▶ Task to complete
Go through the lines below and copy each one that holds the string "React".

▶ Source excerpt
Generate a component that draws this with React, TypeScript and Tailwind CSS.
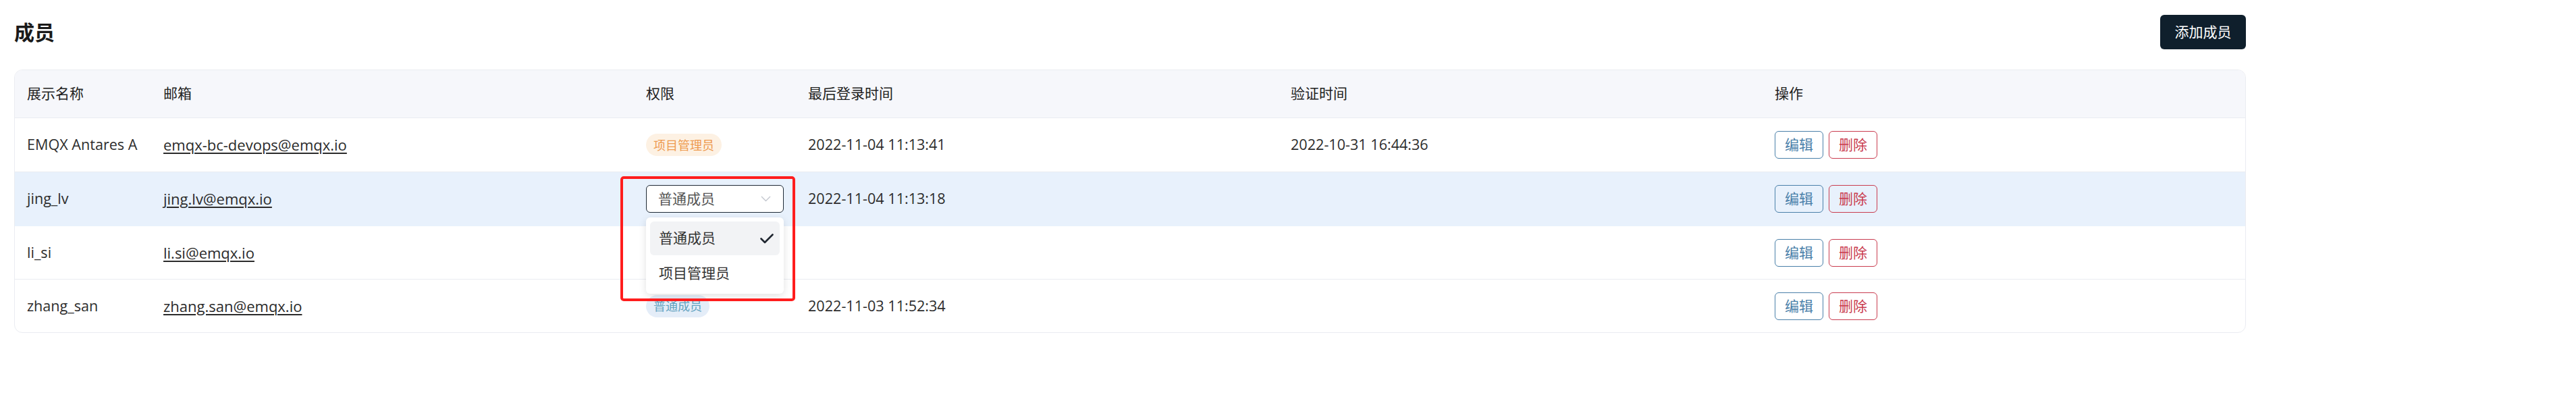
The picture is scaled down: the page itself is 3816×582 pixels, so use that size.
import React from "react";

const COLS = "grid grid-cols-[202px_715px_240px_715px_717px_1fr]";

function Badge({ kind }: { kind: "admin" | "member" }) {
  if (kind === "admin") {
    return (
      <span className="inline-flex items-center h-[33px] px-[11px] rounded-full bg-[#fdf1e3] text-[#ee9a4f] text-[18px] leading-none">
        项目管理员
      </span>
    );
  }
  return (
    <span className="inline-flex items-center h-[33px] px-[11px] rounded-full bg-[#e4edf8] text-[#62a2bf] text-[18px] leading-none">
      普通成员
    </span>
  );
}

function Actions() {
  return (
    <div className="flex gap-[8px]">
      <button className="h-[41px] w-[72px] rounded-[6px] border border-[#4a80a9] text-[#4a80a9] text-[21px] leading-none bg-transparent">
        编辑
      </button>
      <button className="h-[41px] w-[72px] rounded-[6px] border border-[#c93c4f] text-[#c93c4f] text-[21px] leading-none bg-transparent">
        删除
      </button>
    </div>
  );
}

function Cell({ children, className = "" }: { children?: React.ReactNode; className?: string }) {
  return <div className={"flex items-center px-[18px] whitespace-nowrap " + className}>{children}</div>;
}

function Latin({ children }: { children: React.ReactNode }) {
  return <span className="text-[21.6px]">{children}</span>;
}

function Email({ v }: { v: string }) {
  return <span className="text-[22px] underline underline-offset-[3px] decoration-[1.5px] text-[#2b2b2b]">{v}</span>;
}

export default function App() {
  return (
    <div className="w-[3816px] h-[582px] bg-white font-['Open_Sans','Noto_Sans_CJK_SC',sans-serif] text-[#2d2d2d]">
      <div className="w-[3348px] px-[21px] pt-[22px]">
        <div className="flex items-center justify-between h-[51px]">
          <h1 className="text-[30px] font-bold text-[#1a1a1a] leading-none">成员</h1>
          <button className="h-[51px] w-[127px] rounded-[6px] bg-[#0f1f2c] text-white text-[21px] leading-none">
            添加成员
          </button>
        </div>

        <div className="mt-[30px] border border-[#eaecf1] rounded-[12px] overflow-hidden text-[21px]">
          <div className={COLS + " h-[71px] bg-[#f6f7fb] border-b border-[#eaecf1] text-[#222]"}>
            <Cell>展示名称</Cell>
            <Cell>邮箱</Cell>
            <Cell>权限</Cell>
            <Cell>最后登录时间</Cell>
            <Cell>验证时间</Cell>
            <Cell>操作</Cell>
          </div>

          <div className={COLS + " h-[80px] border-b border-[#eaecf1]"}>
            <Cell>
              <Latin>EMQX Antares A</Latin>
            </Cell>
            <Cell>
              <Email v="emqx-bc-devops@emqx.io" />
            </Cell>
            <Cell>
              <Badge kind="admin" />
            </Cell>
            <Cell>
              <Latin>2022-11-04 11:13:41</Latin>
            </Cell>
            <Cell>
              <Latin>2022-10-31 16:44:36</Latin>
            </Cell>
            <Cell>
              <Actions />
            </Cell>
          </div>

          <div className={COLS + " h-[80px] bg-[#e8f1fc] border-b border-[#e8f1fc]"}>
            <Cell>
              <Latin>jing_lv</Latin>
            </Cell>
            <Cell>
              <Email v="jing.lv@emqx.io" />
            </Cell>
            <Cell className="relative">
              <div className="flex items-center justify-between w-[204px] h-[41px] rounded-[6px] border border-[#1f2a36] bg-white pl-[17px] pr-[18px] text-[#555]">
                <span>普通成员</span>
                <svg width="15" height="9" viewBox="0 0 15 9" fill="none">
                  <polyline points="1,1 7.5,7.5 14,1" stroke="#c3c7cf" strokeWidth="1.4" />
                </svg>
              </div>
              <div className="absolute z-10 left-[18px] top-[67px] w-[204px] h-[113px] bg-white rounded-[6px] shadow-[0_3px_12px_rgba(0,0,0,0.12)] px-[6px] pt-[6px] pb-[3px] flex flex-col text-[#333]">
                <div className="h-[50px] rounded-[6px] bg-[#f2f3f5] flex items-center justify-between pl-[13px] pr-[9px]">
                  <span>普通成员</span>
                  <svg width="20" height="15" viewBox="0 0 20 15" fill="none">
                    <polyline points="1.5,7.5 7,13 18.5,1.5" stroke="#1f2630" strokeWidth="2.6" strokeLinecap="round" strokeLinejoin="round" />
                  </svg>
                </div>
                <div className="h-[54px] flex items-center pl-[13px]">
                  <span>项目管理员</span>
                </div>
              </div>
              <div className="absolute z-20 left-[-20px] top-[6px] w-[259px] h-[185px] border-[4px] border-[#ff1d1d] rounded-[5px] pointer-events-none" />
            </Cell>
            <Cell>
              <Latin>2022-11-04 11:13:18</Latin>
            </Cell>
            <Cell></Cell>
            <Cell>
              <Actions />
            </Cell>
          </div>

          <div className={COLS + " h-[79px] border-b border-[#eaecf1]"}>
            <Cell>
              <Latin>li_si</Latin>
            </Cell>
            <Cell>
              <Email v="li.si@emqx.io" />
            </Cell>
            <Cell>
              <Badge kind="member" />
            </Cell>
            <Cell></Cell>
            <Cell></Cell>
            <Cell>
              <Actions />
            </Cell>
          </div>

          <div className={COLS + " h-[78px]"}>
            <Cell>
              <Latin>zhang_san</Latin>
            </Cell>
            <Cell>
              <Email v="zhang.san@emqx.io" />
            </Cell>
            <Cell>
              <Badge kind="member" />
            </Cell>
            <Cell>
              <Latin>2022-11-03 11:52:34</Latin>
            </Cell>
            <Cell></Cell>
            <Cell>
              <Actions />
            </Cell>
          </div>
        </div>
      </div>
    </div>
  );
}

▶ Solution to this exercise
Generate a component that draws this with React, TypeScript and Tailwind CSS.
import React from "react";
function Cell({ children, className = "" }: { children?: React.ReactNode; className?: string }) {
function Latin({ children }: { children: React.ReactNode }) {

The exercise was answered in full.